For me the proof came when we started to look at a number of putters built by one famous builder. Many of the grips coming out of his studio were placed so if the flat spot was on top, the face was slightly open 1 or 2 degrees. So if you can picture the putter coming off the bottom of your arc and starting to swing left as it comes into the ball you can picture how an open setting of the grip would help hold the face square to the target. If the putter is moving 2 degrees left of the target at impact, then the putter face should be 2 degrees open to the path to be square to the target. Picture the grip of the putter parallel to the red line. If it was installed "open" the face would be in this position.

When I started to point this out in my travels, there was a bit of a commotion. Not from the players, they were aware and liked the idea of making a left miss more difficult. The commotion came from the perfectionist instructors and players who thought the perfect stroke would make you better.

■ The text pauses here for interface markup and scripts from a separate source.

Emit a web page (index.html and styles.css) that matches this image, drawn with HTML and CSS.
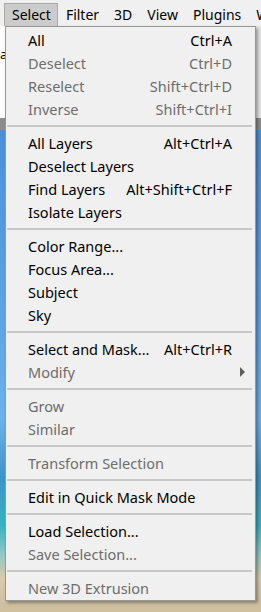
FILE: index.html
```html
<!DOCTYPE html>
<html lang="en">
<head>
    <meta charset="UTF-8">
    <meta name="viewport" content="width=device-width, initial-scale=1.0">
    <title>Select menu</title>
    <link rel="stylesheet" href="styles.css">
</head>
<body>
    <div class="app">
        <!-- Barre de menus -->
        <nav class="menubar">
            <span class="menubar-item active">Select</span>
            <span class="menubar-item">Filter</span>
            <span class="menubar-item">3D</span>
            <span class="menubar-item">View</span>
            <span class="menubar-item">Plugins</span>
            <span class="menubar-item">Window</span>
        </nav>

        <!-- Zone de travail derrière le menu -->
        <div class="workspace">
            <div class="optionsbar"><span class="doc-text">a</span></div>
            <div class="canvas"></div>
        </div>

        <!-- Menu déroulant -->
        <ul class="dropdown">
            <li class="item"><span>All</span><span class="shortcut">Ctrl+A</span></li>
            <li class="item disabled"><span>Deselect</span><span class="shortcut">Ctrl+D</span></li>
            <li class="item disabled"><span>Reselect</span><span class="shortcut">Shift+Ctrl+D</span></li>
            <li class="item disabled"><span>Inverse</span><span class="shortcut">Shift+Ctrl+I</span></li>
            <li class="sep"></li>
            <li class="item"><span>All Layers</span><span class="shortcut">Alt+Ctrl+A</span></li>
            <li class="item"><span>Deselect Layers</span></li>
            <li class="item"><span>Find Layers</span><span class="shortcut">Alt+Shift+Ctrl+F</span></li>
            <li class="item"><span>Isolate Layers</span></li>
            <li class="sep"></li>
            <li class="item"><span>Color Range...</span></li>
            <li class="item"><span>Focus Area...</span></li>
            <li class="item"><span>Subject</span></li>
            <li class="item"><span>Sky</span></li>
            <li class="sep"></li>
            <li class="item"><span>Select and Mask...</span><span class="shortcut">Alt+Ctrl+R</span></li>
            <li class="item disabled"><span>Modify</span><span class="arrow"></span></li>
            <li class="sep"></li>
            <li class="item disabled"><span>Grow</span></li>
            <li class="item disabled"><span>Similar</span></li>
            <li class="sep"></li>
            <li class="item disabled"><span>Transform Selection</span></li>
            <li class="sep"></li>
            <li class="item"><span>Edit in Quick Mask Mode</span></li>
            <li class="sep"></li>
            <li class="item"><span>Load Selection...</span></li>
            <li class="item disabled"><span>Save Selection...</span></li>
            <li class="sep"></li>
            <li class="item disabled"><span>New 3D Extrusion</span></li>
        </ul>
    </div>
</body>
</html>
```

FILE: styles.css
```css
/* GLOBAL */
body {
    margin: 0;
    font-family: "Noto Sans", "Open Sans", sans-serif;
    font-size: 14px;
    color: #000;
    background-color: #f0f0f0;
}

.app {
    position: relative;
    width: 261px;
    height: 612px;
    overflow: hidden;
}

/* MENU BAR */
.menubar {
    display: flex;
    height: 26px;
    padding-left: 4px;
    background-color: #f0f0f0;
    white-space: nowrap;
}

.menubar-item {
    box-sizing: border-box;
    height: 23px;
    margin-top: 3px;
    padding: 0 6px 0 7px;
    line-height: 21px;
    border: 1px solid transparent;
}

.menubar-item.active {
    background-color: #cccccc;
    border-color: #a9a9a9;
    border-bottom: none;
}

/* WORKSPACE */
.workspace {
    display: flex;
    flex-direction: column;
    height: 586px;
}

.optionsbar {
    height: 92px;
    background: linear-gradient(to right, #fdfdfd 0, #fdfdfd 6px, #e6e6e6 6px);
    border-bottom: 12px solid #8d8d8d;
    font-size: 13px;
}

.doc-text {
    display: block;
    margin-top: 20px;
    line-height: 16px;
}

.canvas {
    flex: 1;
    background: linear-gradient(to bottom,
        #4d8fd6 0%,
        #5ea4e6 40%,
        #6db1ea 60%,
        #3f93c8 72%,
        #36b3c2 82%,
        #8fc9c4 88%,
        #d8cbab 93%,
        #cdbd9c 100%);
}

/* DROPDOWN */
.dropdown {
    position: absolute;
    top: 26px;
    left: 5px;
    box-sizing: border-box;
    width: 251px;
    margin: 0;
    padding: 1px 0;
    list-style: none;
    font-size: 14.5px;
    background-color: #f0f0f0;
    border: 1px solid #979797;
    box-shadow: 2px 2px 3px rgba(0, 0, 0, 0.35);
}

.item {
    display: flex;
    justify-content: space-between;
    align-items: center;
    height: 23px;
    padding: 0 23px 0 22px;
    white-space: nowrap;
}

.item.disabled {
    color: #6d6d6d;
}

.arrow {
    width: 0;
    height: 0;
    margin-right: -13px;
    border-left: 5px solid #5e5e5e;
    border-top: 5px solid transparent;
    border-bottom: 5px solid transparent;
}

.sep {
    height: 2px;
    margin: 5px 3px 4px 1px;
    background-color: #c8c8c8;
}
```
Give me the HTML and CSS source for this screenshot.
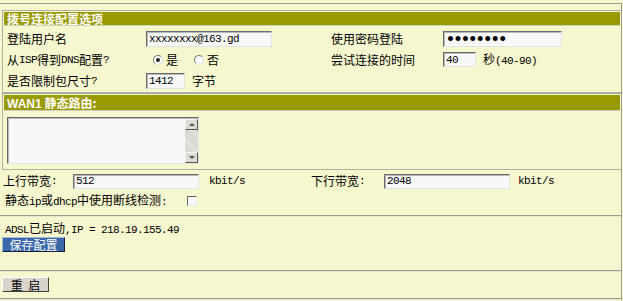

My recommendation for right now is to develop a complete understanding of your stroke without the pressure of results. Use your outline and try to get a picture of your stroke and release pattern. You will find when the new putter comes there will be some adjustment, that is why I would rather you set results aside and just judge the movement. Think, "What pattern of putting stroke is best suited to my new putter?" The new putter will help you take care of the rest.